What does a virtual person compete for?  Storage space, to be expanded as it grows through experience.  Also, existence. A hacker wouldn't just be a threat to an AI's financial situation, he could destroy or cripple the AI.  So security measures might be highly valued.  How would an AI protect itself from erasure?  By making a copy?  But then the copy, if it were exact, would be a competitor to the original.  So only an option if the AI believed its function was more important than its existence.  Or if it could be certain that no competition would exist between it and its copy.

And you didn't mention anything about the "person-ness" of the AI.  What rights does the original biological retain over the AI created from his/her personality?  What responsibilities?  Can the AI be a legally independent "person"?  Must it be?  If an AI must fight for its freedom, legal representation would be a financial need.  And then, once humanity realized that AIs can outperform them on so many levels they would start protesting and AIs would need to combat that with their own lawyers and advisors.  Anti-immigrant sentiment would give explosively away to anti-AI sentiment.  Saboteurs would spring up, requiring more expenditure to protect themselves (there's that hacker problem multiplied)

The AI would want external sensors and affectors.  Robot bodies, personal drones and satellites.  Electronically controlled vehicles to transport clients and friends.  Or would AIs even care what was going on in the non-electronic world?  Maybe some would and some wouldn't.

"Cloud" space is not just a virtual world where bits and bites float about without boundaries or limits.  The AIs would need to exist on physical hardware somewhere.  The casual duplication that people expect from the cloud wouldn't be a good option for a being for whom duplication has greater meaning than simple security of information.  However, any physical equipment is subject to failure.  Non-core information (information that is memory, as opposed to personality) could be replicated, but how would an AI protect its core personality against failure without duplication of self (assuming that wasn't what it wanted)?  What if it was "translated" into a non-electronic medium?  All programs can be translated to a series of 0's and 1's.  So what if it was able to translate its "self" into a series of sounds?  Or a machine that plays back a series of flashing lights?  Anything that could correspond to the pattern without having the function.  That might end up being really expensive.

Or maybe the AIs work out something where copies of the same AI are created and they regularly exchange checksums to make sure they haven't been corrupted.  Whole communities of like-sum AI beings routinely allowing other copies of itself to have the power to rewrite its core identity.  Imagine the chaos if something went wrong and two unlike AIs did a checksum...
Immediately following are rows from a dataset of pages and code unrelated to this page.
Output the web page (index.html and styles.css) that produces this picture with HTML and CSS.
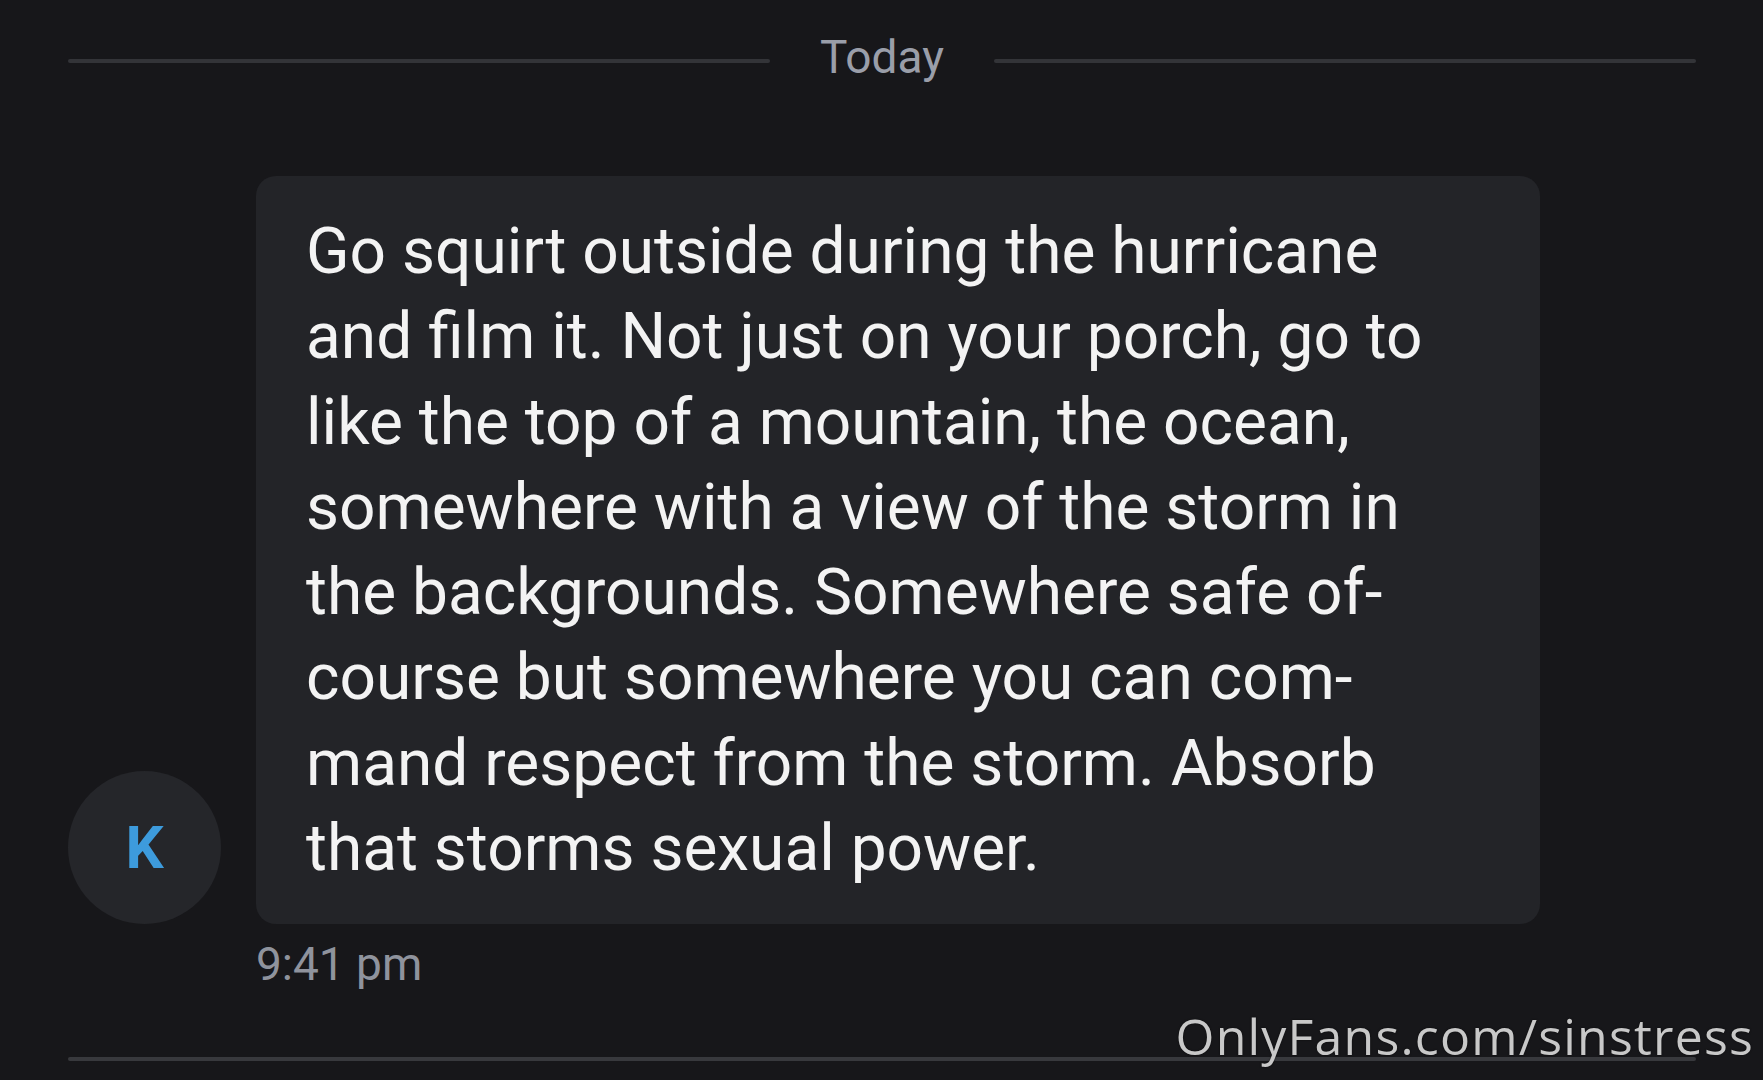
FILE: index.html
```html
<!DOCTYPE html>
<html lang="en">
<head>
<meta charset="utf-8">
<title>Chat</title>
<link rel="stylesheet" href="styles.css">
</head>
<body>
<div class="page">
  <div class="divider">
    <span class="rule"></span>
    <span class="day">Today</span>
    <span class="rule"></span>
  </div>
  <div class="message">
    <div class="avatar">K</div>
    <div class="bubble">Go squirt outside during the hurricane<br>and film it. Not just on your porch, go to<br>like the top of a mountain, the ocean,<br>somewhere with a view of the storm in<br>the backgrounds. Somewhere safe of-<br>course but somewhere you can com-<br>mand respect from the storm. Absorb<br>that storms sexual power.</div>
  </div>
  <div class="time">9:41 pm</div>
  <div class="bottom-rule"></div>
</div>
<div class="watermark">OnlyFans.com/sinstress</div>
</body>
</html>
```
FILE: styles.css
```css
html, body {
  margin: 0;
  padding: 0;
  background: #17171a;
}
body {
  width: 1763px;
  height: 1080px;
  overflow: hidden;
  position: relative;
  font-family: Roboto, "Noto Sans", sans-serif;
}
.page {
  display: flex;
  flex-direction: column;
  padding: 30px 67px 0 68px;
}
.divider {
  display: flex;
  align-items: center;
  gap: 50px;
  height: 54px;
}
.rule {
  flex: 1;
  height: 4px;
  margin-top: 7px;
  background: #333438;
  border-radius: 2px;
}
.day {
  font-size: 46px;
  line-height: 54px;
  color: #9a9ea9;
}
.message {
  display: flex;
  align-items: flex-end;
  gap: 35px;
  margin-top: 92px;
}
.avatar {
  width: 153px;
  height: 153px;
  flex: none;
  border-radius: 50%;
  background: #25262a;
  color: #3d9bdc;
  font-weight: 700;
  font-size: 60px;
  display: flex;
  align-items: center;
  justify-content: center;
}
.bubble {
  width: 1284px;
  box-sizing: border-box;
  padding: 33px 40px 33px 50px;
  background: #232428;
  border-radius: 20px;
  color: #f3f3f3;
  font-size: 64px;
  line-height: 85.3px;
}
.time {
  margin: 13px 0 0 188px;
  font-size: 46px;
  line-height: 54px;
  color: #8f939d;
}
.bottom-rule {
  margin-top: 66px;
  height: 4px;
  background: #38393d;
  border-radius: 2px;
}
.watermark {
  position: absolute;
  top: 1011px;
  right: 9px;
  font-family: "Open Sans", "Noto Sans", sans-serif;
  font-size: 50px;
  line-height: 50px;
  letter-spacing: 1.2px;
  color: #c8c8c8;
  text-shadow: 0 0 2px rgba(0, 0, 0, 0.6);
}
```
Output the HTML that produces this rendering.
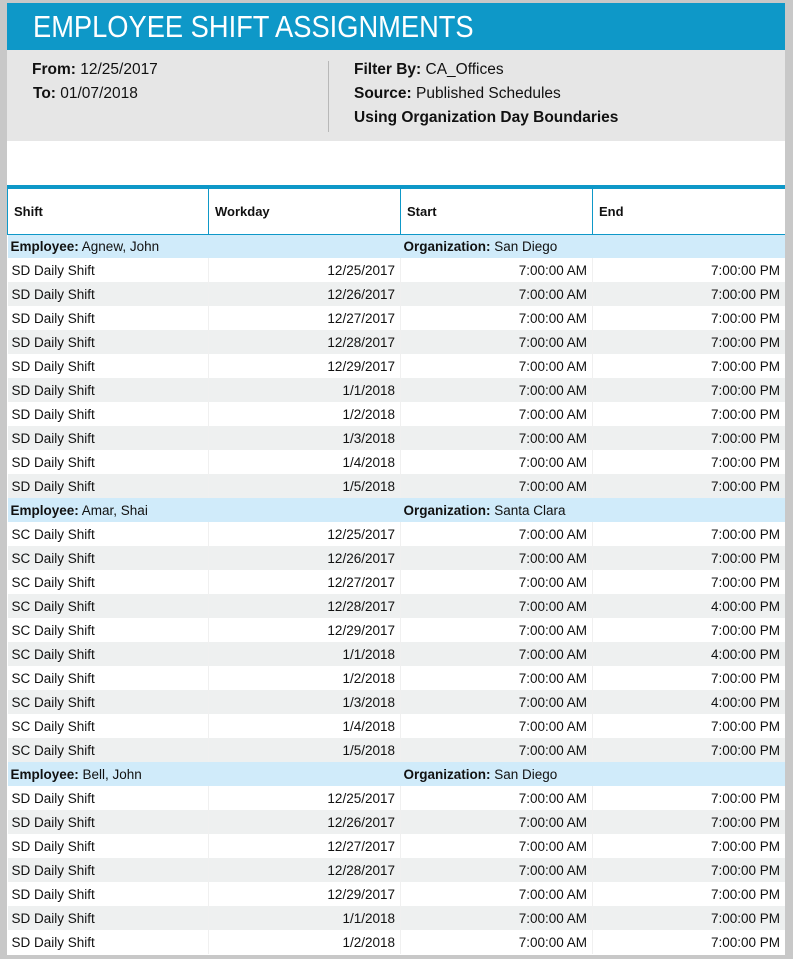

As to what jobs an AI would be good at...anything involving repetition.  People get bored or tired and make mistakes.  AIs wouldn't.  For any jobs that require absolute precision, an AI might have a strong advantage.  Humans would still have the edge on true creativity, but it would be difficult to tell the difference between real creativity and what AIs do.  Take painting...once an AI learns how to paint, it could create exquisite paintings.  It could even teach itself to do abstracts.  Same thing for any art form.  The only way you could tell AI art from human is that human art wouldn't be as precise.

AIs could also do tasks that required isolation for long periods of time.  A human alone in space for decades might go crazy from the lack of interaction but an AI probably wouldn't.  Probably.

They could do any physical job that a robot could perform, and far better than a human operator of a robot could.